Quote from Alban's website:
"The Swedish bagpipes, which is distinguishable by its warm, soft sound, has got many friends throughout the whole world. My reconstruction of the so called ”Västerdala” pipes is a mixture of the ten preserved instruments we have in the country (there not one is similar to another!). Furthermore my studies of related bagpipes from the continent have been of great benefit. The Swedish bagpipes is a so called clarinet-instrument, as the sound is produced through a single reed which sits on a cylindrically drilled chanter. Traditionally it is a mouth blown instrument with one short drone (high tuned) which is identical to the lowest tone on the chanter (6 fingering). There is also a single reed in the drone, as in almost all drones."
People who don't like bagpipes, when they hear the Dudeys, say "aren't they lovely; I didn't know bagpipes could sound like that!" So ... bagpipes for people who don't like bagpipes!
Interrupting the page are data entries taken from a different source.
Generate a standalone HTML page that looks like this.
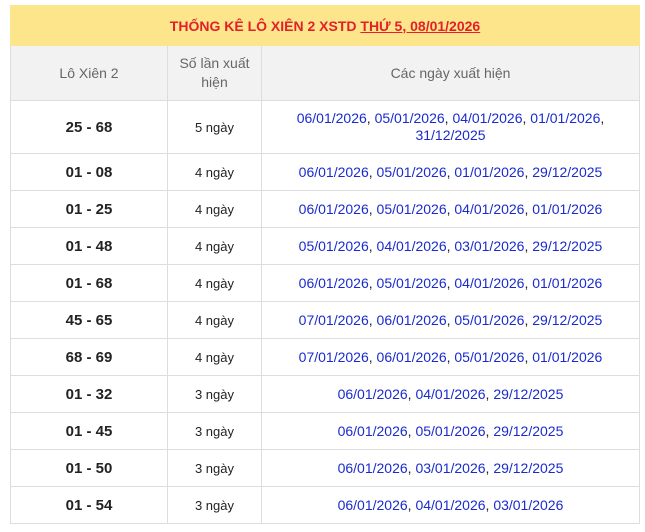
<!DOCTYPE html>
<html><head><meta charset="utf-8"><style>
body{margin:0;background:#fff;font-family:"Liberation Sans",Arial,sans-serif;}
table{position:absolute;left:10px;top:5px;width:630px;border-collapse:collapse;table-layout:fixed;}
td,th{border:1px solid #ddd;text-align:center;padding:0;}
.t{background:#fde58c;height:39px;color:#e3202a;font-weight:bold;font-size:14px;border-color:#fde58c;}
.t u{text-decoration:underline;}
th{background:#f2f2f2;font-weight:normal;color:#666;font-size:14px;height:54px;line-height:19px;}
td{height:36px;font-size:14px;color:#222;}
td.a{font-weight:bold;font-size:15px;}
td.b{font-size:13px;}
td.c{color:#222;line-height:17px;}
td.c span{color:#1a2bcc;}
</style></head><body>
<table>
<col style="width:157px"><col style="width:94px"><col>
<tr><td colspan="3" class="t">THỐNG KÊ LÔ XIÊN 2 XSTD <u>THỨ 5, 08/01/2026</u></td></tr>
<tr><th>Lô Xiên 2</th><th>Số lần xuất<br>hiện</th><th>Các ngày xuất hiện</th></tr>
<tr><td class="a" style="height:52px">25 - 68</td><td class="b">5 ngày</td><td class="c"><span>06/01/2026</span>, <span>05/01/2026</span>, <span>04/01/2026</span>, <span>01/01/2026</span>,<br><span>31/12/2025</span></td></tr>
<tr><td class="a">01 - 08</td><td class="b">4 ngày</td><td class="c"><span>06/01/2026</span>, <span>05/01/2026</span>, <span>01/01/2026</span>, <span>29/12/2025</span></td></tr>
<tr><td class="a">01 - 25</td><td class="b">4 ngày</td><td class="c"><span>06/01/2026</span>, <span>05/01/2026</span>, <span>04/01/2026</span>, <span>01/01/2026</span></td></tr>
<tr><td class="a">01 - 48</td><td class="b">4 ngày</td><td class="c"><span>05/01/2026</span>, <span>04/01/2026</span>, <span>03/01/2026</span>, <span>29/12/2025</span></td></tr>
<tr><td class="a">01 - 68</td><td class="b">4 ngày</td><td class="c"><span>06/01/2026</span>, <span>05/01/2026</span>, <span>04/01/2026</span>, <span>01/01/2026</span></td></tr>
<tr><td class="a">45 - 65</td><td class="b">4 ngày</td><td class="c"><span>07/01/2026</span>, <span>06/01/2026</span>, <span>05/01/2026</span>, <span>29/12/2025</span></td></tr>
<tr><td class="a">68 - 69</td><td class="b">4 ngày</td><td class="c"><span>07/01/2026</span>, <span>06/01/2026</span>, <span>05/01/2026</span>, <span>01/01/2026</span></td></tr>
<tr><td class="a">01 - 32</td><td class="b">3 ngày</td><td class="c"><span>06/01/2026</span>, <span>04/01/2026</span>, <span>29/12/2025</span></td></tr>
<tr><td class="a">01 - 45</td><td class="b">3 ngày</td><td class="c"><span>06/01/2026</span>, <span>05/01/2026</span>, <span>29/12/2025</span></td></tr>
<tr><td class="a">01 - 50</td><td class="b">3 ngày</td><td class="c"><span>06/01/2026</span>, <span>03/01/2026</span>, <span>29/12/2025</span></td></tr>
<tr><td class="a">01 - 54</td><td class="b">3 ngày</td><td class="c"><span>06/01/2026</span>, <span>04/01/2026</span>, <span>03/01/2026</span></td></tr>
</table>
</body></html>
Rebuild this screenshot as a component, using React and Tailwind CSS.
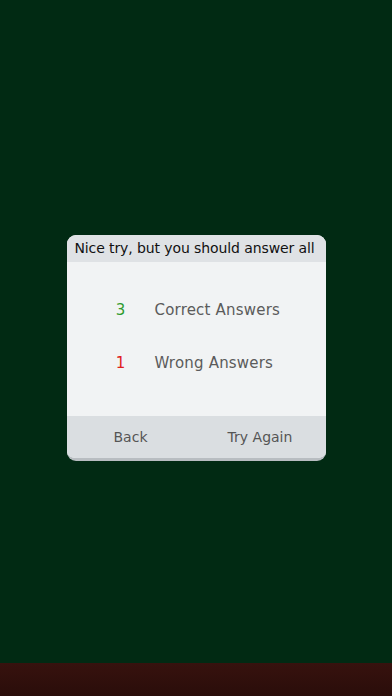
export default function App() {
  const font = { fontFamily: '"DejaVu Sans", "Noto Sans", sans-serif' };
  return (
    <div className="flex h-[696px] w-[392px] flex-col overflow-hidden" style={font}>
      <div className="flex flex-1 justify-center bg-[#012a13] pt-[235px]">
        <div className="flex h-[226px] w-[259px] flex-col overflow-hidden rounded-[9px] border-b-[3px] border-[#b8bdc1] bg-[#f1f3f4]">
          <div className="flex h-[27px] items-center justify-center pr-[3px] bg-[#dfe2e5] text-[14px] tracking-[-0.1px] text-[#111]">
            Nice try, but you should answer all
          </div>
          <div className="flex flex-1 flex-col justify-center gap-[30px] pb-[5px] pl-[20px] text-[15px] tracking-[0.2px] text-[#5b5b5b]">
            <div className="flex items-center">
              <span className="w-[68px] text-center text-[#2e9a2e]">3</span>
              <span>Correct Answers</span>
            </div>
            <div className="flex items-center">
              <span className="w-[68px] text-center text-[#e0201c]">1</span>
              <span>Wrong Answers</span>
            </div>
          </div>
          <div className="flex h-[42px] items-center bg-[#dadee1] text-[14px] text-[#555]">
            <span className="w-[128px] text-center">Back</span>
            <span className="flex-1 text-center">Try Again</span>
          </div>
        </div>
      </div>
      <div className="h-[33px] bg-gradient-to-b from-[#37120e] to-[#2a0d0a]" />
    </div>
  );
}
The Dudey is a three drone Hummelchen or 'bumblebee' pipe, the renaissance German smallpipe drawn by Praetorius. It has a cylindrical bore unlike the border and shepherd pipes which have a conical bore, and is therefore much quieter and softer in tone - like the gentle buzzing of a bumblebee
From Sean's website: Dudey - "The dudey is drawn by Praetorius in the 17th Century. Its closest modern relative is the Scottish smallpipe. My Dudey is really a cross-fingering smallpipe designed to have the soft hollow tone of the samallpipes/northumbrian pipes. The drones provide a solid "humm" underneath the chanter and don't compete with it"
Marilyn's dudey pipes are made from laburnum wood with a brown leather bag. Like all dudeys made by Sean, they are in D and have three drones, D-A-D. The laburnum wood darkens over time and these pipes are now a lovely deep brown; eventually the wood will go very dark brown, almost black
Elizabeth's dudey pipes, in flame bubinga wood, are absolutely stunning to look at with the red flamed wood and black leather bag - beautiful.